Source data
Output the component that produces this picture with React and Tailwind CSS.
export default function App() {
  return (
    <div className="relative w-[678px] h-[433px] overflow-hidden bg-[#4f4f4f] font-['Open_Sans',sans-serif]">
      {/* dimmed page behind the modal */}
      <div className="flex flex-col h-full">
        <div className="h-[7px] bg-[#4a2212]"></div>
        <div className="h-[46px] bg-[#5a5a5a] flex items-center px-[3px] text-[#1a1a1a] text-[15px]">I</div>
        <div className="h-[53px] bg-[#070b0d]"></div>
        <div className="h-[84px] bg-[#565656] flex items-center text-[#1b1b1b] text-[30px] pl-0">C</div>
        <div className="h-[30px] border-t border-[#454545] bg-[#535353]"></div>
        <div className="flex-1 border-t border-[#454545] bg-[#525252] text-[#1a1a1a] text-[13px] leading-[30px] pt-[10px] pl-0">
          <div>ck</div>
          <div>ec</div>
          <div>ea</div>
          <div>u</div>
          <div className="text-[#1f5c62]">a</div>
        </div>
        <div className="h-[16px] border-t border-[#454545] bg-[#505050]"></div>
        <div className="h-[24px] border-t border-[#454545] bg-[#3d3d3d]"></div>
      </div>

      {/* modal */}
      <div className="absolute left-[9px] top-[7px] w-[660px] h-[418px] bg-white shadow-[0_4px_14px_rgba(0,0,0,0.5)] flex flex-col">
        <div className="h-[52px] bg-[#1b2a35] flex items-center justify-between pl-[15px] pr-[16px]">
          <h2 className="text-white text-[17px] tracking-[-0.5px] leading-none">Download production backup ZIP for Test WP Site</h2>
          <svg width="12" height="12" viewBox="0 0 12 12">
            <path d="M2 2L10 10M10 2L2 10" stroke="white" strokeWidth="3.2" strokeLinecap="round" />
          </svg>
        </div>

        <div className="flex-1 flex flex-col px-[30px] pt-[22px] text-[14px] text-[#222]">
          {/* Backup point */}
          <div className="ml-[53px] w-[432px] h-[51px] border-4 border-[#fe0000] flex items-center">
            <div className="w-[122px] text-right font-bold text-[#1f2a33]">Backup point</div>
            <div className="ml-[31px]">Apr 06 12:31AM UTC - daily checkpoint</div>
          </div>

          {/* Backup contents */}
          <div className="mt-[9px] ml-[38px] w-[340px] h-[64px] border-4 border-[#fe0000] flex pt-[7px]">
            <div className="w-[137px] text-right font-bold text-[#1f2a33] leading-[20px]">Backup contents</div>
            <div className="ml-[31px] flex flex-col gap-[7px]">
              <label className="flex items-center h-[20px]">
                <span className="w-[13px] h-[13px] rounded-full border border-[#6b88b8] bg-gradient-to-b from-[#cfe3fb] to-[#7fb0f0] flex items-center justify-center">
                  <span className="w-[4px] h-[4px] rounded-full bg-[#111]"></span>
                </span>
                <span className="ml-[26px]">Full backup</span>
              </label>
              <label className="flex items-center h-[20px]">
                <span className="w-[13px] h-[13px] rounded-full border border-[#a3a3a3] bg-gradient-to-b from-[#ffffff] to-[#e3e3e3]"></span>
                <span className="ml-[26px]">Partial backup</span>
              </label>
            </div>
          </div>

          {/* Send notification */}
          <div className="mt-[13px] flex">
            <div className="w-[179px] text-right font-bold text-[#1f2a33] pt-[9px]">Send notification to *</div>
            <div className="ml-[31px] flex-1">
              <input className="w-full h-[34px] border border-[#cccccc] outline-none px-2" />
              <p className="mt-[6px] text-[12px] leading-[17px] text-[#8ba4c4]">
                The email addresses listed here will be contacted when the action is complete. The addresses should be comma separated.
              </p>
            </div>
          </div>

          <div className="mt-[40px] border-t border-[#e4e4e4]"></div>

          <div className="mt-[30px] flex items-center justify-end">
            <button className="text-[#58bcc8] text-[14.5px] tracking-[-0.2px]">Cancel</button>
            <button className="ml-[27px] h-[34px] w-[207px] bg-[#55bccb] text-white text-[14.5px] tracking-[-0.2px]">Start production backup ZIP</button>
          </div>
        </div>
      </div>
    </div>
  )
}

...

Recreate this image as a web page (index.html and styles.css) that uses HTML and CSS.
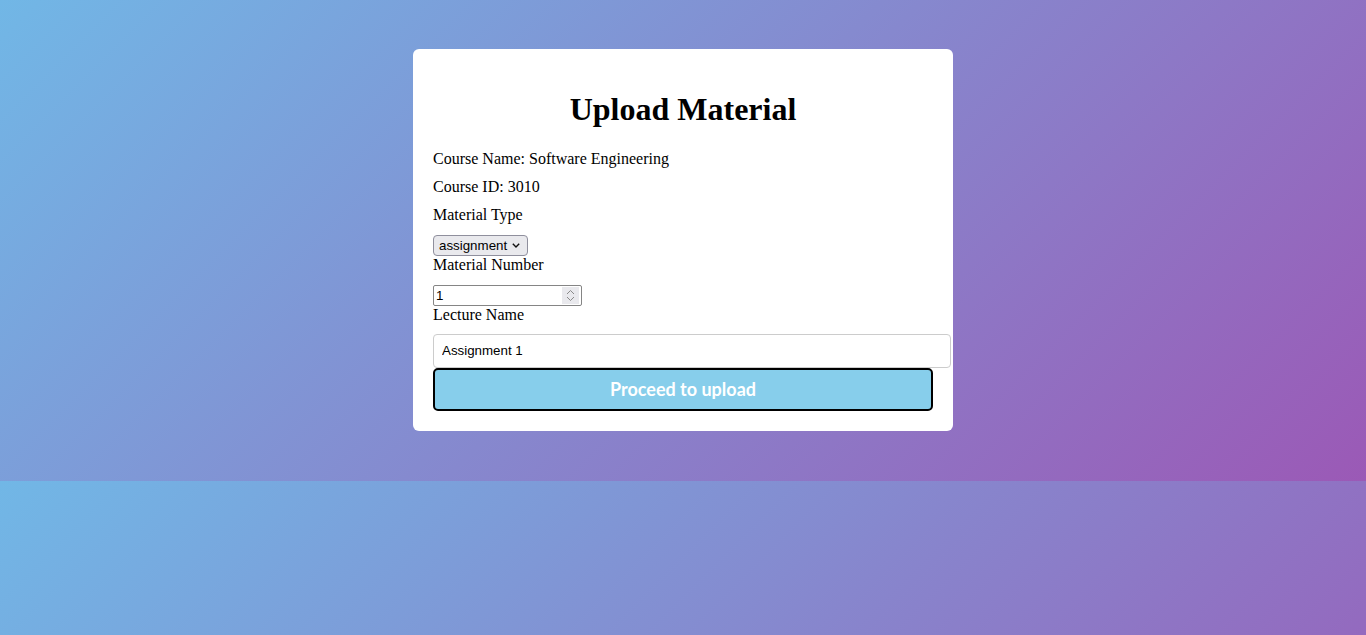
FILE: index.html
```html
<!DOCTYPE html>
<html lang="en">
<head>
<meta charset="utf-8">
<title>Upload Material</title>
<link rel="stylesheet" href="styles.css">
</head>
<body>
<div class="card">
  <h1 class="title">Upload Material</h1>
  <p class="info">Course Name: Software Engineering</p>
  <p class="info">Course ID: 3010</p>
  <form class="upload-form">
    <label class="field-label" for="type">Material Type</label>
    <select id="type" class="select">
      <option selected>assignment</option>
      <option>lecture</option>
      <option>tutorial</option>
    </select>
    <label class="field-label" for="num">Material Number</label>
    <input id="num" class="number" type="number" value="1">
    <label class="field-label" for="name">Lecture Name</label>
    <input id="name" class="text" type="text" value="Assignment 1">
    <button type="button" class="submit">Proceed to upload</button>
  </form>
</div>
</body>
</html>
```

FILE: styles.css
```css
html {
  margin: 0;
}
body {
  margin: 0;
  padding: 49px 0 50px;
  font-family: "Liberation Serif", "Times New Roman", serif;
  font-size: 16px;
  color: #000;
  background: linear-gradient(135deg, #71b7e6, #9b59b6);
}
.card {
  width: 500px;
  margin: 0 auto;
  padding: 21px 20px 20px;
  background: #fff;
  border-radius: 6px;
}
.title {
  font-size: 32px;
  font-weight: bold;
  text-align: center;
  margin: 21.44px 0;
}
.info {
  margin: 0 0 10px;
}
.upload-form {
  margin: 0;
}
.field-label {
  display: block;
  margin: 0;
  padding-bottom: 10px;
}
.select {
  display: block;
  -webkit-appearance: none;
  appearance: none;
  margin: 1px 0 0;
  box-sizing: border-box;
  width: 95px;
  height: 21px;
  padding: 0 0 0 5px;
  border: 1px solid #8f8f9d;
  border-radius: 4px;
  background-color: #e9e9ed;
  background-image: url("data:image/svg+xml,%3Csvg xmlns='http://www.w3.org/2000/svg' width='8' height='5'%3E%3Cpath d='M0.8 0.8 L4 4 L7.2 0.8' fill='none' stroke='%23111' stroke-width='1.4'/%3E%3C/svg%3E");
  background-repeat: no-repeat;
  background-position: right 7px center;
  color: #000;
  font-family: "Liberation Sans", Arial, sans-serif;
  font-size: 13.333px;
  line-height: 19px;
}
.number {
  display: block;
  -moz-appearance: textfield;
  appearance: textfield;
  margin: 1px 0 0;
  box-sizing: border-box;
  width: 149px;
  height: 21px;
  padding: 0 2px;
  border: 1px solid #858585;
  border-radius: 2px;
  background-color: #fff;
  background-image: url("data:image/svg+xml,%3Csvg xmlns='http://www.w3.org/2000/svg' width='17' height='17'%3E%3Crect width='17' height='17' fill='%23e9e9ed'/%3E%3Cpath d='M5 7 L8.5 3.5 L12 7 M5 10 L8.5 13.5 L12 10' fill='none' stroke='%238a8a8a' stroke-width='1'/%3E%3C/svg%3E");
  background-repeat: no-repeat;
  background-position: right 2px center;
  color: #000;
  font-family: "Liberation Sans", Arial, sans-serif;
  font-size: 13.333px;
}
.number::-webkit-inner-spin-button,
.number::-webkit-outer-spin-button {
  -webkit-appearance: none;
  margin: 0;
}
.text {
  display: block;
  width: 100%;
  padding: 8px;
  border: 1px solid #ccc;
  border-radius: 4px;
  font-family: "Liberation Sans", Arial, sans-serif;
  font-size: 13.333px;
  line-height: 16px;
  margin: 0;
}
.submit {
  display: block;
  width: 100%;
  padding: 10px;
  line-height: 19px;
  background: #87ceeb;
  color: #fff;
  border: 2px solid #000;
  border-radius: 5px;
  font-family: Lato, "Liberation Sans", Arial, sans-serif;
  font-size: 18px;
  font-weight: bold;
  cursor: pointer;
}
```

## Problem description:
Extract each line from the listing that holds the word "styles".

## Reply:
Recreate this image as a web page (index.html and styles.css) that uses HTML and CSS.
<link rel="stylesheet" href="styles.css">
FILE: styles.css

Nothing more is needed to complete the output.